Michael returns to Los Angeles after a month on the ranch, but realizes that he no longer enjoys his old lifestyle. He is able to tame a nervous horse from a lesson he learned from Mule in Montana. Michael ends his relationship with Gina after realizing that she is a rich snob. When Michael chastises Glenn for not helping the Biggs, he learns that Glenn had offered them financial aid, but Jules was too prideful to accept it. Michael sells his Porsche and returns to Montana to present the money from the sale to keep the ranch operational until a permanent solution can be devised. Jules graciously rejects Michael's offer and suggests that it is time for her and Tommy to move on.

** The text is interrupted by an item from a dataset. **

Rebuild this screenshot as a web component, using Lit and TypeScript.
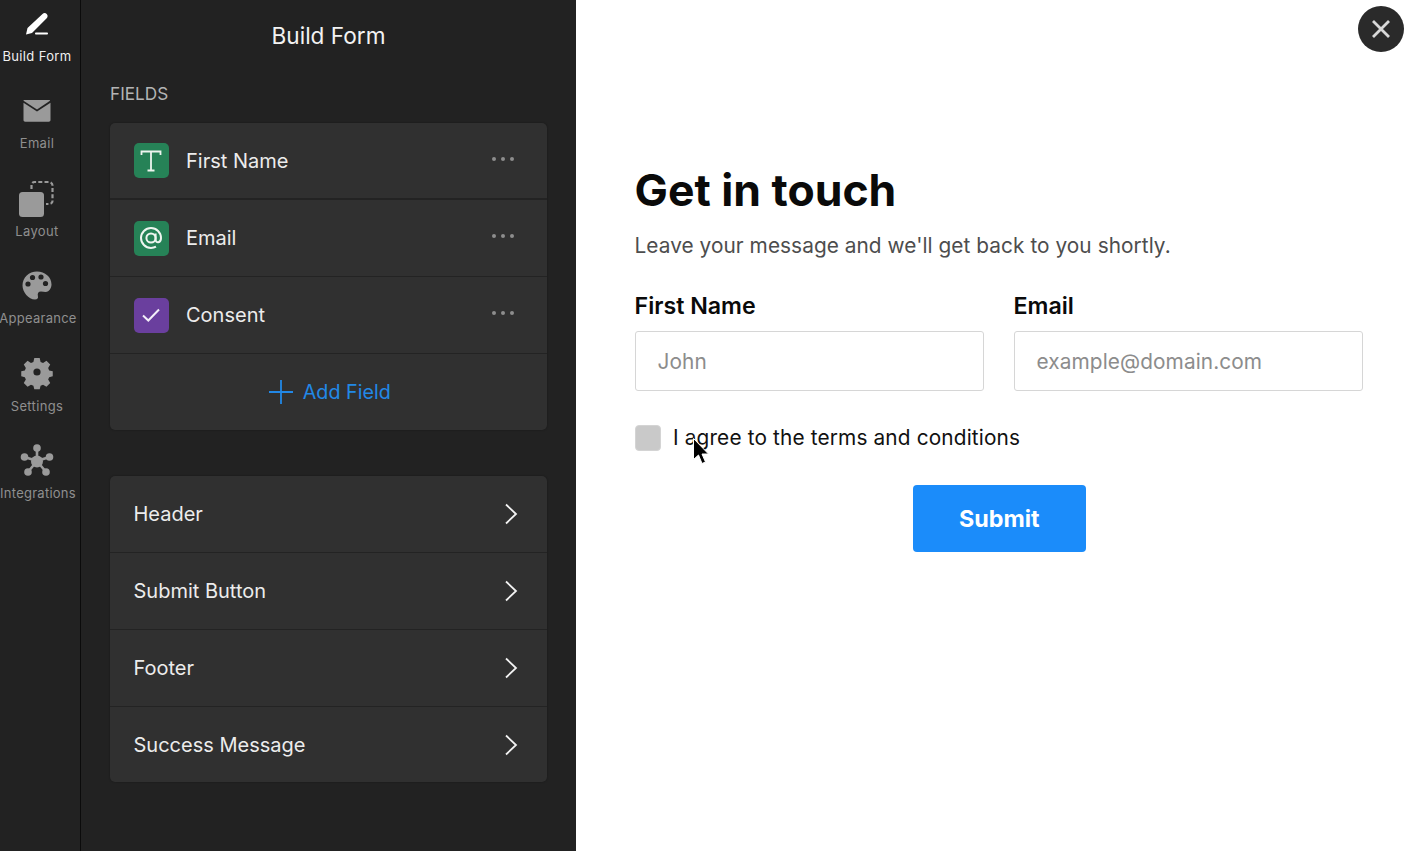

On the day of the auction, Michael recalls a real estate class he took that taught about the concept of a land trust, which, if arranged in conjunction with the bank, would allow the Biggs to remain on the property indefinitely regardless of the debt. Michael successfully negotiates the terms with the bank. Jules agrees to let Michael continue working on the ranch and spend more time with the family. Later, Tommy and Michael finish a tree house that Tommy and his father had never completed.

==Cast==
- Joey Lawrence as Michael Woods
- Andy Lawrence as Tommy Biggs, Michael's cousin
- Susan Walters as Jules Biggs, Tommy's mother and Michael's aunt
- M. C. Gainey as "Twister"
- Leann Hunley as Jacey Woods, Michael's mother and Tommy's aunt
- Robin Thomas as Glenn Woods, Michael's father and Tommy's uncle
- Jolie Jenkins as Gina
- Steve Reevis as "Mule"
- Freda Foh Shen as Arlene
- Ian Ogilvy as Miles
- Nancy Renee as Professor Mallory Baynes
- Channing Chase as Deidre White
- Mike Trachtenberg as Lou
- Dan Martin as Officer
- Holmes Osborne as Mr. Hawthorne
- Matthew Lawrence as Cowboy In Airport

==Broadcast==
In the United States, Horse Sense premiered on Disney Channel on November 20, 1999. On its premiere night, the film had approximately 3.2 million viewers and was the most watched program during its timeslot. The film was watched in approximately 2,054,000 households, more than any previous Disney Channel program. Up to that point, Horse Sense was also the second highest-rated basic cable film for the month of November 1999.

==Reception==
Paul Schultz of the New York Daily News wrote, "Horse Sense is none too subtle, pounding home its messages of selflessness and hard work. But it's well-acted and well-paced, and it's always good to see Hollywood point out the shallowness of Hollywood life." Lynne Heffley of the Los Angeles Times wrote, "It's predictable as all get-out, but Walters has a nicely understated strength, while brothers Andy and Joey make a likable on-screen team."

In 2012, Tara Aquino of Complex ranked the film at number 22 on the magazine's list of the 25 best Disney Channel Original Movies. In May 2016, Aubrey Page of Collider ranked each of the 99 Disney Channel Original Movies released up to that point. Page ranked Horse Sense at number 71 and wrote, "Real-life brothers Joey and Andrew Lawrence were a late-90s dream team, so spending 80 minutes watching them bond by doing various outdoors-y things like building a treehouse is an okay way to spend an afternoon."